Can you output the material exactly as written, minus any pictures it holds?

###

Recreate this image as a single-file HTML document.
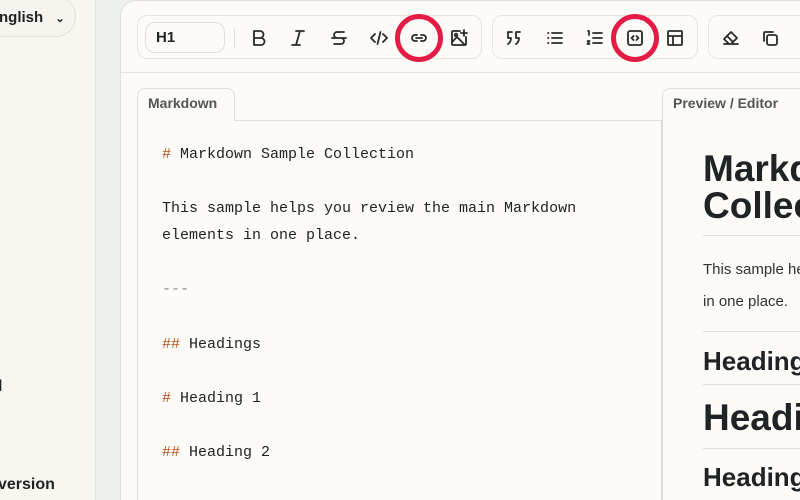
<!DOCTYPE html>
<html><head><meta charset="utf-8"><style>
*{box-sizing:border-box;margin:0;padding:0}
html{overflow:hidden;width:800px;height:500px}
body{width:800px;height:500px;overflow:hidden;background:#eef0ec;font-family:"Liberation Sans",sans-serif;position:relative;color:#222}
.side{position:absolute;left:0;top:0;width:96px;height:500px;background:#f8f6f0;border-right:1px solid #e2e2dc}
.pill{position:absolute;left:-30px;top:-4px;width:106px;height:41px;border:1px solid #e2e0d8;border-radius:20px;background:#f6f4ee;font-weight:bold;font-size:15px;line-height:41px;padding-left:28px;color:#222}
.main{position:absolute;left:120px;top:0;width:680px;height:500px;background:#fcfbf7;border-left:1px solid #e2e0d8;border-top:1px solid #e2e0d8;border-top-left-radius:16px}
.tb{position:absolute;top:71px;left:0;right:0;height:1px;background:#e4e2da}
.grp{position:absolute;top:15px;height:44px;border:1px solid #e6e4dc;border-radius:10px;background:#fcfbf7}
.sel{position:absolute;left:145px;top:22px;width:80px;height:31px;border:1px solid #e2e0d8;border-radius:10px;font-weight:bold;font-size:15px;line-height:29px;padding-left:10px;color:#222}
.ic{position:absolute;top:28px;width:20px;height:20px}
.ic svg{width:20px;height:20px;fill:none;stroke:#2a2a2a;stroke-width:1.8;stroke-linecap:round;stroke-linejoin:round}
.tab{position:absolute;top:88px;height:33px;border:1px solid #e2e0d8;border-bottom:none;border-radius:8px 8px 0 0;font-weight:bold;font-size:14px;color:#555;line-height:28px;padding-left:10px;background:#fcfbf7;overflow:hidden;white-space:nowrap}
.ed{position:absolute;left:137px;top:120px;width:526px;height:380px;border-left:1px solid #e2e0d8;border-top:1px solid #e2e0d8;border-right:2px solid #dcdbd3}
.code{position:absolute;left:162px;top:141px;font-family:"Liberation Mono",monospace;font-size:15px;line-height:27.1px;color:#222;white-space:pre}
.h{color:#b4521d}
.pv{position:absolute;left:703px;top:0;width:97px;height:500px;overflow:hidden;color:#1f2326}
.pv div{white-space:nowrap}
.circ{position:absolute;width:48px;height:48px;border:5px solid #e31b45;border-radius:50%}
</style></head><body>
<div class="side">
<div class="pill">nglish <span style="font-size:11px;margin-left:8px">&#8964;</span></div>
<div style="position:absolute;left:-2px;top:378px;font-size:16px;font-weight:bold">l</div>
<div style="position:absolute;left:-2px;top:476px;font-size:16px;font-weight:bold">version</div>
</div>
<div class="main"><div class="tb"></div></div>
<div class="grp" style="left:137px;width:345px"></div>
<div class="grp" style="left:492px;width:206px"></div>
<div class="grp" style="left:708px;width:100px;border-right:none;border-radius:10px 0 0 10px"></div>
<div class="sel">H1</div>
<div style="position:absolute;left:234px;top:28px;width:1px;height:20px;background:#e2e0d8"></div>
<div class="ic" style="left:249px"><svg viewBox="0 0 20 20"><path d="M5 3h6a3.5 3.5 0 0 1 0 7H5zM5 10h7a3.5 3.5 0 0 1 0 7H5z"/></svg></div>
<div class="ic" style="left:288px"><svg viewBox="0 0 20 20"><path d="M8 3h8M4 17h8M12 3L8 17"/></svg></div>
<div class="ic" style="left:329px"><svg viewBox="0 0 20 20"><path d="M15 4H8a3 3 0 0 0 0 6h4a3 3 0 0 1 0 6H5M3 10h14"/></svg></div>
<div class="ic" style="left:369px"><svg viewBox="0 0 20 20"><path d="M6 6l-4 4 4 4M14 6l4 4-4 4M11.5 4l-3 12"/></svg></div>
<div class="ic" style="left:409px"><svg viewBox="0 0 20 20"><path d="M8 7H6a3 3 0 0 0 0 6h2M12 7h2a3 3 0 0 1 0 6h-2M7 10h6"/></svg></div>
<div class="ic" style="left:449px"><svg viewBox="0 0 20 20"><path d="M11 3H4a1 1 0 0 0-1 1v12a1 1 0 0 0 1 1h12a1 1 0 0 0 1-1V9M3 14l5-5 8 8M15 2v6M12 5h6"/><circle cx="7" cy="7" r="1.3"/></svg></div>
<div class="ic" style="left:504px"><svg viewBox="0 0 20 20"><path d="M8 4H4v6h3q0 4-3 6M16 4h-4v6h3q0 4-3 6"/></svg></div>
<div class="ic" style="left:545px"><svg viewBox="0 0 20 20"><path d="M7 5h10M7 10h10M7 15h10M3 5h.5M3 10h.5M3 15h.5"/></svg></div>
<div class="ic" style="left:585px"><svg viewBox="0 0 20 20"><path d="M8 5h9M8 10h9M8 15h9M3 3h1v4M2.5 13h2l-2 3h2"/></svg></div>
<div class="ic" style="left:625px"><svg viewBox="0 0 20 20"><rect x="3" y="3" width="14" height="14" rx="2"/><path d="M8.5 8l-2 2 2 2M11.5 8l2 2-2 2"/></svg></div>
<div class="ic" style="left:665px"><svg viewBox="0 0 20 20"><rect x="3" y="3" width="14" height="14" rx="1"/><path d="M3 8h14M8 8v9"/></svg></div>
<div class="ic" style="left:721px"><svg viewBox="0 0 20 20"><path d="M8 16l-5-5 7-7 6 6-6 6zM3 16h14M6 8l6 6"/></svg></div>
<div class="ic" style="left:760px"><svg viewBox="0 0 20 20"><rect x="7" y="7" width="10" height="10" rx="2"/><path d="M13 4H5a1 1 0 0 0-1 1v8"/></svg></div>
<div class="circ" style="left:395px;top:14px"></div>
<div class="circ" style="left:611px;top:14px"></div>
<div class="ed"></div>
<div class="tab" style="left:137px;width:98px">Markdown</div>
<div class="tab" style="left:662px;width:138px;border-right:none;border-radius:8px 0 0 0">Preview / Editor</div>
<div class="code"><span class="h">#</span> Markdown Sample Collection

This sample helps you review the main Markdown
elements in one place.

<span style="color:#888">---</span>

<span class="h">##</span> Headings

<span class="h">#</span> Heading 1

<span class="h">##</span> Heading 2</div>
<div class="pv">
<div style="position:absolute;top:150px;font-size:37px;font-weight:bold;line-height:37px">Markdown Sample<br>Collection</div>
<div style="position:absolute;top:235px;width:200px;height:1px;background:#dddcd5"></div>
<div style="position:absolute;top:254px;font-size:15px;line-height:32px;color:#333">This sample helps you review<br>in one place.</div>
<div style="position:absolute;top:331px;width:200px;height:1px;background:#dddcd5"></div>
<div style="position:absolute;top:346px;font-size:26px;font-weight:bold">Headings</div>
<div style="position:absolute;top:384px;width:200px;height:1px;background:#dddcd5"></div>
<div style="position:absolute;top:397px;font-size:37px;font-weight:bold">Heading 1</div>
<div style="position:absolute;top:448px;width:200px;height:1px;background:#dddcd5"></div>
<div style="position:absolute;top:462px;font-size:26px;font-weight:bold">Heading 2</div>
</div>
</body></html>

###

▶ Reply to the task
Recreate this image as a single-file HTML document.
<!DOCTYPE html>
<html><head><meta charset="utf-8"><style>
*{box-sizing:border-box;margin:0;padding:0}
html{overflow:hidden;width:800px;height:500px}
body{width:800px;height:500px;overflow:hidden;background:#eef0ec;font-family:"Liberation Sans",sans-serif;position:relative;color:#222}
.side{position:absolute;left:0;top:0;width:96px;height:500px;background:#f8f6f0;border-right:1px solid #e2e2dc}
.pill{position:absolute;left:-30px;top:-4px;width:106px;height:41px;border:1px solid #e2e0d8;border-radius:20px;background:#f6f4ee;font-weight:bold;font-size:15px;line-height:41px;padding-left:28px;color:#222}
.main{position:absolute;left:120px;top:0;width:680px;height:500px;background:#fcfbf7;border-left:1px solid #e2e0d8;border-top:1px solid #e2e0d8;border-top-left-radius:16px}
.tb{position:absolute;top:71px;left:0;right:0;height:1px;background:#e4e2da}
.grp{position:absolute;top:15px;height:44px;border:1px solid #e6e4dc;border-radius:10px;background:#fcfbf7}
.sel{position:absolute;left:145px;top:22px;width:80px;height:31px;border:1px solid #e2e0d8;border-radius:10px;font-weight:bold;font-size:15px;line-height:29px;padding-left:10px;color:#222}
.ic{position:absolute;top:28px;width:20px;height:20px}
.ic svg{width:20px;height:20px;fill:none;stroke:#2a2a2a;stroke-width:1.8;stroke-linecap:round;stroke-linejoin:round}
.tab{position:absolute;top:88px;height:33px;border:1px solid #e2e0d8;border-bottom:none;border-radius:8px 8px 0 0;font-weight:bold;font-size:14px;color:#555;line-height:28px;padding-left:10px;background:#fcfbf7;overflow:hidden;white-space:nowrap}
.ed{position:absolute;left:137px;top:120px;width:526px;height:380px;border-left:1px solid #e2e0d8;border-top:1px solid #e2e0d8;border-right:2px solid #dcdbd3}
.code{position:absolute;left:162px;top:141px;font-family:"Liberation Mono",monospace;font-size:15px;line-height:27.1px;color:#222;white-space:pre}
.h{color:#b4521d}
.pv{position:absolute;left:703px;top:0;width:97px;height:500px;overflow:hidden;color:#1f2326}
.pv div{white-space:nowrap}
.circ{position:absolute;width:48px;height:48px;border:5px solid #e31b45;border-radius:50%}
</style></head><body>
<div class="side">
<div class="pill">nglish <span style="font-size:11px;margin-left:8px">&#8964;</span></div>
<div style="position:absolute;left:-2px;top:378px;font-size:16px;font-weight:bold">l</div>
<div style="position:absolute;left:-2px;top:476px;font-size:16px;font-weight:bold">version</div>
</div>
<div class="main"><div class="tb"></div></div>
<div class="grp" style="left:137px;width:345px"></div>
<div class="grp" style="left:492px;width:206px"></div>
<div class="grp" style="left:708px;width:100px;border-right:none;border-radius:10px 0 0 10px"></div>
<div class="sel">H1</div>
<div style="position:absolute;left:234px;top:28px;width:1px;height:20px;background:#e2e0d8"></div>
<div class="ic" style="left:249px"><svg viewBox="0 0 20 20"><path d="M5 3h6a3.5 3.5 0 0 1 0 7H5zM5 10h7a3.5 3.5 0 0 1 0 7H5z"/></svg></div>
<div class="ic" style="left:288px"><svg viewBox="0 0 20 20"><path d="M8 3h8M4 17h8M12 3L8 17"/></svg></div>
<div class="ic" style="left:329px"><svg viewBox="0 0 20 20"><path d="M15 4H8a3 3 0 0 0 0 6h4a3 3 0 0 1 0 6H5M3 10h14"/></svg></div>
<div class="ic" style="left:369px"><svg viewBox="0 0 20 20"><path d="M6 6l-4 4 4 4M14 6l4 4-4 4M11.5 4l-3 12"/></svg></div>
<div class="ic" style="left:409px"><svg viewBox="0 0 20 20"><path d="M8 7H6a3 3 0 0 0 0 6h2M12 7h2a3 3 0 0 1 0 6h-2M7 10h6"/></svg></div>
<div class="ic" style="left:449px"><svg viewBox="0 0 20 20"><path d="M11 3H4a1 1 0 0 0-1 1v12a1 1 0 0 0 1 1h12a1 1 0 0 0 1-1V9M3 14l5-5 8 8M15 2v6M12 5h6"/><circle cx="7" cy="7" r="1.3"/></svg></div>
<div class="ic" style="left:504px"><svg viewBox="0 0 20 20"><path d="M8 4H4v6h3q0 4-3 6M16 4h-4v6h3q0 4-3 6"/></svg></div>
<div class="ic" style="left:545px"><svg viewBox="0 0 20 20"><path d="M7 5h10M7 10h10M7 15h10M3 5h.5M3 10h.5M3 15h.5"/></svg></div>
<div class="ic" style="left:585px"><svg viewBox="0 0 20 20"><path d="M8 5h9M8 10h9M8 15h9M3 3h1v4M2.5 13h2l-2 3h2"/></svg></div>
<div class="ic" style="left:625px"><svg viewBox="0 0 20 20"><rect x="3" y="3" width="14" height="14" rx="2"/><path d="M8.5 8l-2 2 2 2M11.5 8l2 2-2 2"/></svg></div>
<div class="ic" style="left:665px"><svg viewBox="0 0 20 20"><rect x="3" y="3" width="14" height="14" rx="1"/><path d="M3 8h14M8 8v9"/></svg></div>
<div class="ic" style="left:721px"><svg viewBox="0 0 20 20"><path d="M8 16l-5-5 7-7 6 6-6 6zM3 16h14M6 8l6 6"/></svg></div>
<div class="ic" style="left:760px"><svg viewBox="0 0 20 20"><rect x="7" y="7" width="10" height="10" rx="2"/><path d="M13 4H5a1 1 0 0 0-1 1v8"/></svg></div>
<div class="circ" style="left:395px;top:14px"></div>
<div class="circ" style="left:611px;top:14px"></div>
<div class="ed"></div>
<div class="tab" style="left:137px;width:98px">Markdown</div>
<div class="tab" style="left:662px;width:138px;border-right:none;border-radius:8px 0 0 0">Preview / Editor</div>
<div class="code"><span class="h">#</span> Markdown Sample Collection

This sample helps you review the main Markdown
elements in one place.

<span style="color:#888">---</span>

<span class="h">##</span> Headings

<span class="h">#</span> Heading 1

<span class="h">##</span> Heading 2</div>
<div class="pv">
<div style="position:absolute;top:150px;font-size:37px;font-weight:bold;line-height:37px">Markdown Sample<br>Collection</div>
<div style="position:absolute;top:235px;width:200px;height:1px;background:#dddcd5"></div>
<div style="position:absolute;top:254px;font-size:15px;line-height:32px;color:#333">This sample helps you review<br>in one place.</div>
<div style="position:absolute;top:331px;width:200px;height:1px;background:#dddcd5"></div>
<div style="position:absolute;top:346px;font-size:26px;font-weight:bold">Headings</div>
<div style="position:absolute;top:384px;width:200px;height:1px;background:#dddcd5"></div>
<div style="position:absolute;top:397px;font-size:37px;font-weight:bold">Heading 1</div>
<div style="position:absolute;top:448px;width:200px;height:1px;background:#dddcd5"></div>
<div style="position:absolute;top:462px;font-size:26px;font-weight:bold">Heading 2</div>
</div>
</body></html>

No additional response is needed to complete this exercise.